**Directive**
Reproduce all the lines exactly as they stand, apart from the pictures.

**Source excerpt**
•••

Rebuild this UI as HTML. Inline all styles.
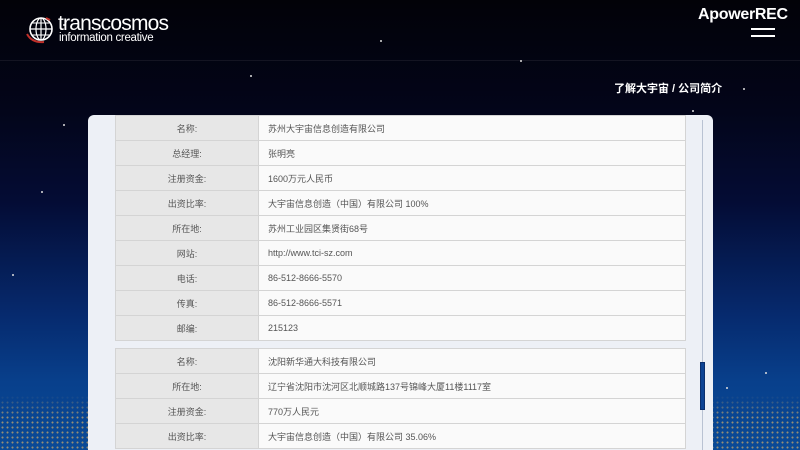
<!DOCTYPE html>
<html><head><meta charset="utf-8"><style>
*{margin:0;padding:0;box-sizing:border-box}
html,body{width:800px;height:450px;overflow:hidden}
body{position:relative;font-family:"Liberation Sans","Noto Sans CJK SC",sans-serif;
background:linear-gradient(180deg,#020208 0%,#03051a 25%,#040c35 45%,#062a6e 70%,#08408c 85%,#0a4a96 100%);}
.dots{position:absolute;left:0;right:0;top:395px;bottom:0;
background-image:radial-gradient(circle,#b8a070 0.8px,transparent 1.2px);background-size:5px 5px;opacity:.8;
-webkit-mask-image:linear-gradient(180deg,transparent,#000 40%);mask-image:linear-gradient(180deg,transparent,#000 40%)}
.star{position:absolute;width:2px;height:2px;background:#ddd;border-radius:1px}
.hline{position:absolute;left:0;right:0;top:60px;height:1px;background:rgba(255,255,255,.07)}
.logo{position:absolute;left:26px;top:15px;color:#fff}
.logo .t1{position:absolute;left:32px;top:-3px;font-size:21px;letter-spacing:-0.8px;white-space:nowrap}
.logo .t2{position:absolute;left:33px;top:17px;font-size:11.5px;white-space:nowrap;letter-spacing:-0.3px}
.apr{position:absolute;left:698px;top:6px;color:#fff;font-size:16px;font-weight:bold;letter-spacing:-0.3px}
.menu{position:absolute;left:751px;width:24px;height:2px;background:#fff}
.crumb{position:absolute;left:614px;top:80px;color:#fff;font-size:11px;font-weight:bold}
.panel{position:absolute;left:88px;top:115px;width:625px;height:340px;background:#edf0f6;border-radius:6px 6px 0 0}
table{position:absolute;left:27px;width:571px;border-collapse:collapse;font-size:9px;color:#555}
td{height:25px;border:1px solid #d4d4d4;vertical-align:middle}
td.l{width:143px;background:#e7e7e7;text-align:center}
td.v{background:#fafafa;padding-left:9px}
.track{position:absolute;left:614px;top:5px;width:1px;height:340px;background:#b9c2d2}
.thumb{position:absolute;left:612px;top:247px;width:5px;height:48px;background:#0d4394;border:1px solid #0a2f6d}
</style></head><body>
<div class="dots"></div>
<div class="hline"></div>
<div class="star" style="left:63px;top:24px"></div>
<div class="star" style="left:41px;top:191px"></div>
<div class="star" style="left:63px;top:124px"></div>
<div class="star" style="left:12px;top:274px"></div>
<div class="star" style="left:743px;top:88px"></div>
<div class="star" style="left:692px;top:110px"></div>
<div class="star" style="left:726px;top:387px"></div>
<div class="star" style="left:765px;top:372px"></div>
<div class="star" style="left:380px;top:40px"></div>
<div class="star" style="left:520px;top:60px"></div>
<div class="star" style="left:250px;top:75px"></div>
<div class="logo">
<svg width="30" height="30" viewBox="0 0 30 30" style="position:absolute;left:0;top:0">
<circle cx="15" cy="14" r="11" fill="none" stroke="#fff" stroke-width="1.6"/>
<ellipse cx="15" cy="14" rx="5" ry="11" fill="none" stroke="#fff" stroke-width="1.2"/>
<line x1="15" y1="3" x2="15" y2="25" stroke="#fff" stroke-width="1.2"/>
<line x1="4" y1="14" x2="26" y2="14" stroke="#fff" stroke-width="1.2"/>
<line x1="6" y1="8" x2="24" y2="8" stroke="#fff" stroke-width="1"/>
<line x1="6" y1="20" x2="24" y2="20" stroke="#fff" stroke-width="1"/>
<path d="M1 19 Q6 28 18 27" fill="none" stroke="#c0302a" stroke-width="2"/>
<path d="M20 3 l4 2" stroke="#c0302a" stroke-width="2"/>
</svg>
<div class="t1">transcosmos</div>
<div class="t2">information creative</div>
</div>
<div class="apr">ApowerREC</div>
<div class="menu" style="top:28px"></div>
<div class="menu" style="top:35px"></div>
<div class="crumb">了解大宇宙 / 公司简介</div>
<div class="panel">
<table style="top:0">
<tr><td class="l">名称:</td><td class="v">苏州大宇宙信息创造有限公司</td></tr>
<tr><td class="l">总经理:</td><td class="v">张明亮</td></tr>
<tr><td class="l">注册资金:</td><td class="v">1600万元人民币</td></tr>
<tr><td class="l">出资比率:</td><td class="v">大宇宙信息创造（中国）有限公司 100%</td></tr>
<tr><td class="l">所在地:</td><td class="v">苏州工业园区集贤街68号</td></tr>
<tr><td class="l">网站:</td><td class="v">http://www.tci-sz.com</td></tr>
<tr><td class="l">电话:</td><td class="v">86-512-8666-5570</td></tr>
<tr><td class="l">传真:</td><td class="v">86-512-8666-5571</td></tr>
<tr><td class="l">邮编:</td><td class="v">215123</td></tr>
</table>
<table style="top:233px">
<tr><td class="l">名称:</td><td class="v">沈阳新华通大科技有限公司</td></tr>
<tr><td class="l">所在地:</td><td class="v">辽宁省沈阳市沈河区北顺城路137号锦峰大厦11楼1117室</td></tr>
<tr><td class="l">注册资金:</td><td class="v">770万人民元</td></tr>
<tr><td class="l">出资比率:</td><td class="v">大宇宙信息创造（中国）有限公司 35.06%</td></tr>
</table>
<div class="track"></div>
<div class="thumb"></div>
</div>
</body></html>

•••

**Exercise answer**
Rebuild this UI as HTML. Inline all styles.
<!DOCTYPE html>
<html><head><meta charset="utf-8"><style>
*{margin:0;padding:0;box-sizing:border-box}
html,body{width:800px;height:450px;overflow:hidden}
body{position:relative;font-family:"Liberation Sans","Noto Sans CJK SC",sans-serif;
background:linear-gradient(180deg,#020208 0%,#03051a 25%,#040c35 45%,#062a6e 70%,#08408c 85%,#0a4a96 100%);}
.dots{position:absolute;left:0;right:0;top:395px;bottom:0;
background-image:radial-gradient(circle,#b8a070 0.8px,transparent 1.2px);background-size:5px 5px;opacity:.8;
-webkit-mask-image:linear-gradient(180deg,transparent,#000 40%);mask-image:linear-gradient(180deg,transparent,#000 40%)}
.star{position:absolute;width:2px;height:2px;background:#ddd;border-radius:1px}
.hline{position:absolute;left:0;right:0;top:60px;height:1px;background:rgba(255,255,255,.07)}
.logo{position:absolute;left:26px;top:15px;color:#fff}
.logo .t1{position:absolute;left:32px;top:-3px;font-size:21px;letter-spacing:-0.8px;white-space:nowrap}
.logo .t2{position:absolute;left:33px;top:17px;font-size:11.5px;white-space:nowrap;letter-spacing:-0.3px}
.apr{position:absolute;left:698px;top:6px;color:#fff;font-size:16px;font-weight:bold;letter-spacing:-0.3px}
.menu{position:absolute;left:751px;width:24px;height:2px;background:#fff}
.crumb{position:absolute;left:614px;top:80px;color:#fff;font-size:11px;font-weight:bold}
.panel{position:absolute;left:88px;top:115px;width:625px;height:340px;background:#edf0f6;border-radius:6px 6px 0 0}
table{position:absolute;left:27px;width:571px;border-collapse:collapse;font-size:9px;color:#555}
td{height:25px;border:1px solid #d4d4d4;vertical-align:middle}
td.l{width:143px;background:#e7e7e7;text-align:center}
td.v{background:#fafafa;padding-left:9px}
.track{position:absolute;left:614px;top:5px;width:1px;height:340px;background:#b9c2d2}
.thumb{position:absolute;left:612px;top:247px;width:5px;height:48px;background:#0d4394;border:1px solid #0a2f6d}
</style></head><body>
<div class="dots"></div>
<div class="hline"></div>
<div class="star" style="left:63px;top:24px"></div>
<div class="star" style="left:41px;top:191px"></div>
<div class="star" style="left:63px;top:124px"></div>
<div class="star" style="left:12px;top:274px"></div>
<div class="star" style="left:743px;top:88px"></div>
<div class="star" style="left:692px;top:110px"></div>
<div class="star" style="left:726px;top:387px"></div>
<div class="star" style="left:765px;top:372px"></div>
<div class="star" style="left:380px;top:40px"></div>
<div class="star" style="left:520px;top:60px"></div>
<div class="star" style="left:250px;top:75px"></div>
<div class="logo">
<svg width="30" height="30" viewBox="0 0 30 30" style="position:absolute;left:0;top:0">
<circle cx="15" cy="14" r="11" fill="none" stroke="#fff" stroke-width="1.6"/>
<ellipse cx="15" cy="14" rx="5" ry="11" fill="none" stroke="#fff" stroke-width="1.2"/>
<line x1="15" y1="3" x2="15" y2="25" stroke="#fff" stroke-width="1.2"/>
<line x1="4" y1="14" x2="26" y2="14" stroke="#fff" stroke-width="1.2"/>
<line x1="6" y1="8" x2="24" y2="8" stroke="#fff" stroke-width="1"/>
<line x1="6" y1="20" x2="24" y2="20" stroke="#fff" stroke-width="1"/>
<path d="M1 19 Q6 28 18 27" fill="none" stroke="#c0302a" stroke-width="2"/>
<path d="M20 3 l4 2" stroke="#c0302a" stroke-width="2"/>
</svg>
<div class="t1">transcosmos</div>
<div class="t2">information creative</div>
</div>
<div class="apr">ApowerREC</div>
<div class="menu" style="top:28px"></div>
<div class="menu" style="top:35px"></div>
<div class="crumb">了解大宇宙 / 公司简介</div>
<div class="panel">
<table style="top:0">
<tr><td class="l">名称:</td><td class="v">苏州大宇宙信息创造有限公司</td></tr>
<tr><td class="l">总经理:</td><td class="v">张明亮</td></tr>
<tr><td class="l">注册资金:</td><td class="v">1600万元人民币</td></tr>
<tr><td class="l">出资比率:</td><td class="v">大宇宙信息创造（中国）有限公司 100%</td></tr>
<tr><td class="l">所在地:</td><td class="v">苏州工业园区集贤街68号</td></tr>
<tr><td class="l">网站:</td><td class="v">http://www.tci-sz.com</td></tr>
<tr><td class="l">电话:</td><td class="v">86-512-8666-5570</td></tr>
<tr><td class="l">传真:</td><td class="v">86-512-8666-5571</td></tr>
<tr><td class="l">邮编:</td><td class="v">215123</td></tr>
</table>
<table style="top:233px">
<tr><td class="l">名称:</td><td class="v">沈阳新华通大科技有限公司</td></tr>
<tr><td class="l">所在地:</td><td class="v">辽宁省沈阳市沈河区北顺城路137号锦峰大厦11楼1117室</td></tr>
<tr><td class="l">注册资金:</td><td class="v">770万人民元</td></tr>
<tr><td class="l">出资比率:</td><td class="v">大宇宙信息创造（中国）有限公司 35.06%</td></tr>
</table>
<div class="track"></div>
<div class="thumb"></div>
</div>
</body></html>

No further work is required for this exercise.